====== Data for processing ======

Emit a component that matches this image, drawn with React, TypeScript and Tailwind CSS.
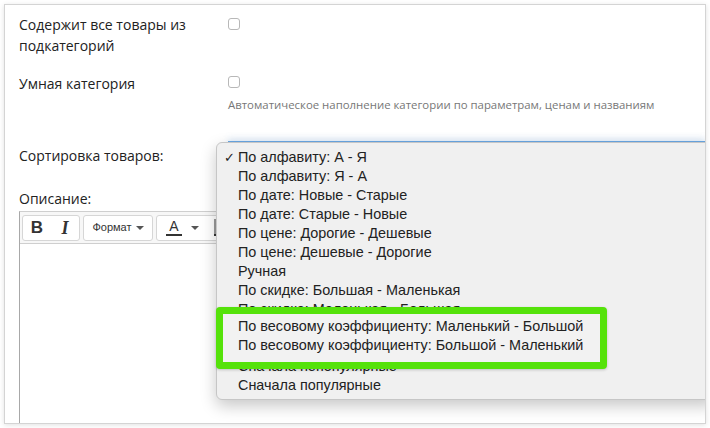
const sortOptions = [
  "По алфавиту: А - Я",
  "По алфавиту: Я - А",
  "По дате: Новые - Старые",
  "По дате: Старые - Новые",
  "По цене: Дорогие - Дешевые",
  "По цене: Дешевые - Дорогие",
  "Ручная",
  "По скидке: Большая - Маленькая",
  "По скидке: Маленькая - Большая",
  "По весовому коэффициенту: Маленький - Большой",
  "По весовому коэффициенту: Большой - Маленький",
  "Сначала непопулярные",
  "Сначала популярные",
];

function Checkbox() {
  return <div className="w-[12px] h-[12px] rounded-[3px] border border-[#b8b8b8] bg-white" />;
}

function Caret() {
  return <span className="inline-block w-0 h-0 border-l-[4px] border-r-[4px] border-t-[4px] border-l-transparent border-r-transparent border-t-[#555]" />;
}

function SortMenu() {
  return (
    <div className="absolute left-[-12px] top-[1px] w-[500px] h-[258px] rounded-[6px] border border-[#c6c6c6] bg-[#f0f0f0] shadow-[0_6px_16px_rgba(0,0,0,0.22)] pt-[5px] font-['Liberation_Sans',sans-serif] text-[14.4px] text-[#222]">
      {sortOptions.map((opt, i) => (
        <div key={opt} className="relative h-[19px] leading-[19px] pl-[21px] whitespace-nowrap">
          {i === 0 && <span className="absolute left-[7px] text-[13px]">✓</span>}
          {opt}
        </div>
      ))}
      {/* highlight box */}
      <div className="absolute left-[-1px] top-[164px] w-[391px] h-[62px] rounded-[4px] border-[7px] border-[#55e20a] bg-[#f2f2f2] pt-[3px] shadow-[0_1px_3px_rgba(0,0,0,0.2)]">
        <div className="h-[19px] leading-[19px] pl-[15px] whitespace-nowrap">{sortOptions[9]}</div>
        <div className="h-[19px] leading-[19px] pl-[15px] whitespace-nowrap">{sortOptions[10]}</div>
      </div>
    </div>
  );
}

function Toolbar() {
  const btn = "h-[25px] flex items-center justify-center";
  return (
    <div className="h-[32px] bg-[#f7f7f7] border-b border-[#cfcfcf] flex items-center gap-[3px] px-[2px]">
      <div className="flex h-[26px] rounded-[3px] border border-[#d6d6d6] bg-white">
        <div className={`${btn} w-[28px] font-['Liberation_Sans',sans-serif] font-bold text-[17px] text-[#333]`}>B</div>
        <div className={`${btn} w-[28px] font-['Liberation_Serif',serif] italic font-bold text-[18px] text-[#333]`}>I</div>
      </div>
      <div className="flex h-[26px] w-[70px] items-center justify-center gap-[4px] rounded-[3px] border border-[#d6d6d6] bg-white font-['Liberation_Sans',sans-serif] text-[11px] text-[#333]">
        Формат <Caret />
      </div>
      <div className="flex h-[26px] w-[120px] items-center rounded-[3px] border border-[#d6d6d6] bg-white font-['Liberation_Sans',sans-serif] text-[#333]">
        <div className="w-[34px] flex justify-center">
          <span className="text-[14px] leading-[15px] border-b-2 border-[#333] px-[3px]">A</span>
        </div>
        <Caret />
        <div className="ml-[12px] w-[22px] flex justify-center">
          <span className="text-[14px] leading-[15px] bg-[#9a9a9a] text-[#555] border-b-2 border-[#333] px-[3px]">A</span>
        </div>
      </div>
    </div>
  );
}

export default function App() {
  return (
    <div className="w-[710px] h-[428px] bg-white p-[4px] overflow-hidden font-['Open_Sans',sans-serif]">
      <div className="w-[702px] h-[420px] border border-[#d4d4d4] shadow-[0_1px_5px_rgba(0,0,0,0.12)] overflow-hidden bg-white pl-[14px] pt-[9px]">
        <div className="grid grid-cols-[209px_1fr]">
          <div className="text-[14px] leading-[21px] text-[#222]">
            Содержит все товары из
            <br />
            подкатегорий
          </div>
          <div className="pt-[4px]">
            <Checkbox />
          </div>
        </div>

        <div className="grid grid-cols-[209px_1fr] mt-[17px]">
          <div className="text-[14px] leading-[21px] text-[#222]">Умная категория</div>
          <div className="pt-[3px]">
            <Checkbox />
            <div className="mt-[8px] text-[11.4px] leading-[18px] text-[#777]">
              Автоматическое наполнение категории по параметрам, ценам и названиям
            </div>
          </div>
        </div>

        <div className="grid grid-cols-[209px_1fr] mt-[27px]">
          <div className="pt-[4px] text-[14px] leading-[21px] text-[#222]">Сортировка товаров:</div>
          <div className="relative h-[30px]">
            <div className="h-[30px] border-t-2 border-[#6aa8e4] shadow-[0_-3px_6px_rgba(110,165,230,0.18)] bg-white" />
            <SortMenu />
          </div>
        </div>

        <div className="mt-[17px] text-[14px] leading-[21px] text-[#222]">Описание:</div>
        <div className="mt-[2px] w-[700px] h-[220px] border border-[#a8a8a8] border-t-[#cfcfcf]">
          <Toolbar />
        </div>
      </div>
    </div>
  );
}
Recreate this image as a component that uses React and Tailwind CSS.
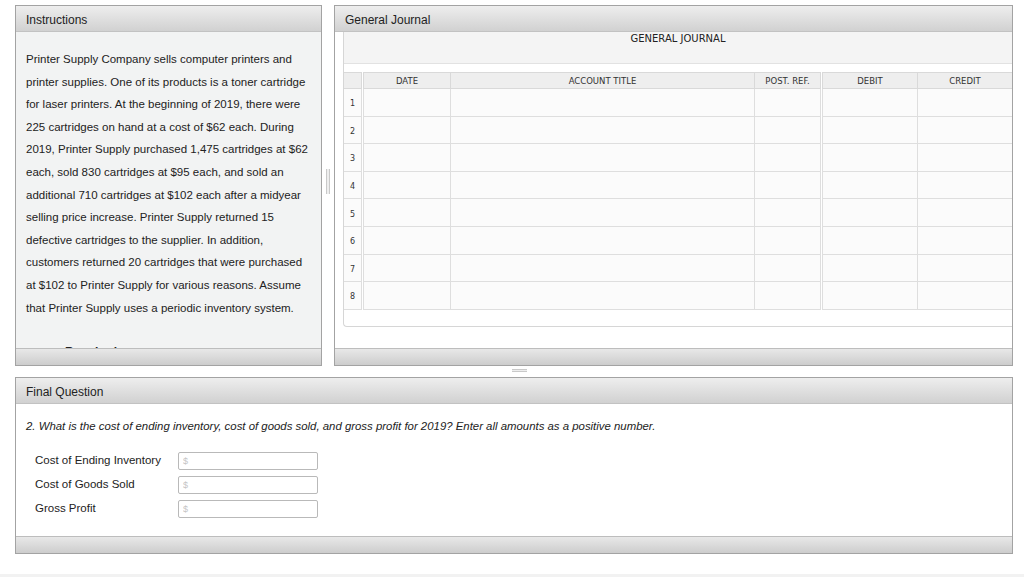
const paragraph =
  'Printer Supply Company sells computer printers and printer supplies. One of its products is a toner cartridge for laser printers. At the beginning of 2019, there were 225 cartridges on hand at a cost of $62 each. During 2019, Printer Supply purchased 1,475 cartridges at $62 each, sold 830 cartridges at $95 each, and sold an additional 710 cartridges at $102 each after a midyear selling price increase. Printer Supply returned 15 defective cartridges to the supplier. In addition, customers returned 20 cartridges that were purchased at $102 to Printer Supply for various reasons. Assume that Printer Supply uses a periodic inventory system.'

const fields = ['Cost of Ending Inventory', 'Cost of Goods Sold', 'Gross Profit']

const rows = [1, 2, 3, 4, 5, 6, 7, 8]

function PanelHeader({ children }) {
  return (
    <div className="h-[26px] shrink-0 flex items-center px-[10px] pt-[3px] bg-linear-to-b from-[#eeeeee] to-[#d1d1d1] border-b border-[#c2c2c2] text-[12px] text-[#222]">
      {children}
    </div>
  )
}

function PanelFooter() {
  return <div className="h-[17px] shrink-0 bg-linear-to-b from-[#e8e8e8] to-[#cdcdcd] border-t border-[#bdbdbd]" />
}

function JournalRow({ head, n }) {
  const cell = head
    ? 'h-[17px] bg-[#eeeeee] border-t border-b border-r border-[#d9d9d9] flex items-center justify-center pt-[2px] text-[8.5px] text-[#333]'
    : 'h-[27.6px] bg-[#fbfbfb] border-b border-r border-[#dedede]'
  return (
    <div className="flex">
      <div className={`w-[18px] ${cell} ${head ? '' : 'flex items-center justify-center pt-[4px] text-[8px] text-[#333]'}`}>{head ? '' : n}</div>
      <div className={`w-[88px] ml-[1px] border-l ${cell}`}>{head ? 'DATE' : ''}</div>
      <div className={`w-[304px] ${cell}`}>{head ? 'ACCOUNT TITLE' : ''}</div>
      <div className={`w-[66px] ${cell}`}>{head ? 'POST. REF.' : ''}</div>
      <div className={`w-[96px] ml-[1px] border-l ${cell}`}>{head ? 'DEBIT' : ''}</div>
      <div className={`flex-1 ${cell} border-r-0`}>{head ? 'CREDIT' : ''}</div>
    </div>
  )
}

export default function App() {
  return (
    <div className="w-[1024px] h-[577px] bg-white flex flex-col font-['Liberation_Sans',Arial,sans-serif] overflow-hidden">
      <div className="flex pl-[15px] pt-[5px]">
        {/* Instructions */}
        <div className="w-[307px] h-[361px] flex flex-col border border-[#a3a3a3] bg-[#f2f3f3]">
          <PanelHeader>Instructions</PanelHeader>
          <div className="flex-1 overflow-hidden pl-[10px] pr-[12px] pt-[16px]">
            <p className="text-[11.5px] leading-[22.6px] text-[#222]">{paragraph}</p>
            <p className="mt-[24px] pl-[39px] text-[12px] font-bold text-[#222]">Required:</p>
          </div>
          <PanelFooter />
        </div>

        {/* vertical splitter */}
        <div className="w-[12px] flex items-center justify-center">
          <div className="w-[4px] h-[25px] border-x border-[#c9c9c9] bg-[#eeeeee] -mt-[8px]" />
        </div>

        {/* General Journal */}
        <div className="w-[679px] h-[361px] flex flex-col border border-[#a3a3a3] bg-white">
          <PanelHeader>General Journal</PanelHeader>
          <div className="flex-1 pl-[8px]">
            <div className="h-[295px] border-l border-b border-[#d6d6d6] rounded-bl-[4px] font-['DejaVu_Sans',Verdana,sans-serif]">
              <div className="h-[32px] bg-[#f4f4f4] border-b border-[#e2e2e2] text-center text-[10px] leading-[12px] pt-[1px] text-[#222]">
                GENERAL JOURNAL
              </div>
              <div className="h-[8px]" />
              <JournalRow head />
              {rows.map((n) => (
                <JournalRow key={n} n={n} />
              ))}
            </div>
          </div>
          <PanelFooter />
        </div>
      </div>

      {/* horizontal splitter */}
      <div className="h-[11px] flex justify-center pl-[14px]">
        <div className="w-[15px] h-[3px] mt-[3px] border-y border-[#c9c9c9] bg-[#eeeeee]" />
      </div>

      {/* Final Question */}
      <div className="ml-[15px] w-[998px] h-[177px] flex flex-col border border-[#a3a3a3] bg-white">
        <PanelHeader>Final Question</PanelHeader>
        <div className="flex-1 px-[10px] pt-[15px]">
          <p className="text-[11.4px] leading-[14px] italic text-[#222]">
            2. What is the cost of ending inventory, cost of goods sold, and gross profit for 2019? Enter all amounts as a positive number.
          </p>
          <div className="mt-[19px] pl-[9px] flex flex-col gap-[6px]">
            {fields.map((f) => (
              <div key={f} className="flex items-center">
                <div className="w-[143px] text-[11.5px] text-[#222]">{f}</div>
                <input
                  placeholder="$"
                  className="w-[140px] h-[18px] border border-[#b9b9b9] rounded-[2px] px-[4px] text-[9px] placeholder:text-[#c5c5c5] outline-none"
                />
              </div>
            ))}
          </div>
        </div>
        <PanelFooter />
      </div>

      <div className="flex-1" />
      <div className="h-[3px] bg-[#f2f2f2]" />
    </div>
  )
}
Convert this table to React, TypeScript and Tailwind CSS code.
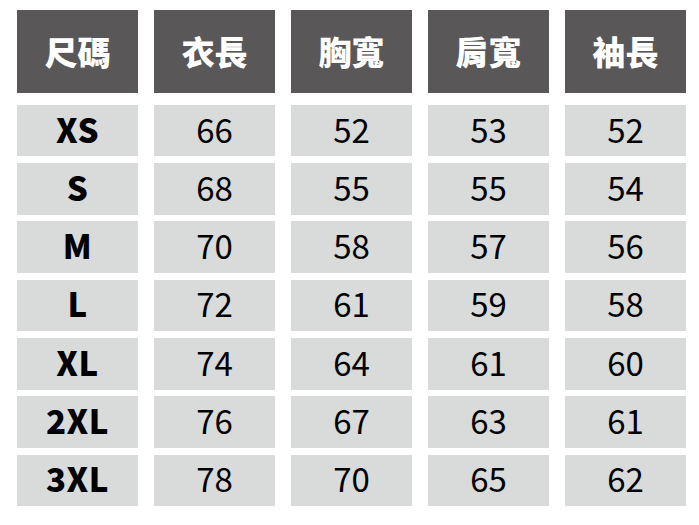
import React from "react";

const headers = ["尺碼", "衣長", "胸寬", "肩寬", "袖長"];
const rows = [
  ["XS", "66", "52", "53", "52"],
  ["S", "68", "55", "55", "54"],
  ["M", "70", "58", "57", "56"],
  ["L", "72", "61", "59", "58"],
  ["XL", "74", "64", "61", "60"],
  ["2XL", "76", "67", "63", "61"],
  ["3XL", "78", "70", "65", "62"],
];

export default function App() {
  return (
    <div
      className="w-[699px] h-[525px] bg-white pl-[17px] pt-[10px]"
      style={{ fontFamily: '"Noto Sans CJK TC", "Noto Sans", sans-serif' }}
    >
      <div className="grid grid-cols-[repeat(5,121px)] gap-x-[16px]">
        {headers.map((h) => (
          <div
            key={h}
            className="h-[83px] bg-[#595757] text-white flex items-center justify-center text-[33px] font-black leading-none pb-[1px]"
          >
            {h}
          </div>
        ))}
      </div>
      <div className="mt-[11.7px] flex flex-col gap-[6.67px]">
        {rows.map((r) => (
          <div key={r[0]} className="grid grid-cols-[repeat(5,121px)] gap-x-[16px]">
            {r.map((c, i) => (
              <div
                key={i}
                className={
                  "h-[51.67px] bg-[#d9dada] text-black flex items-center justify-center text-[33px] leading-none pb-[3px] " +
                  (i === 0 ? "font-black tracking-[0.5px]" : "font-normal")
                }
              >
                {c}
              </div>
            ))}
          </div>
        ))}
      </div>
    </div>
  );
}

======

What the task requires: Search the records above for "TypeScript". Copy each line where it is found.

The answer:
Emit a component that matches this image, drawn with React, TypeScript and Tailwind CSS.
Convert this table to React, TypeScript and Tailwind CSS code.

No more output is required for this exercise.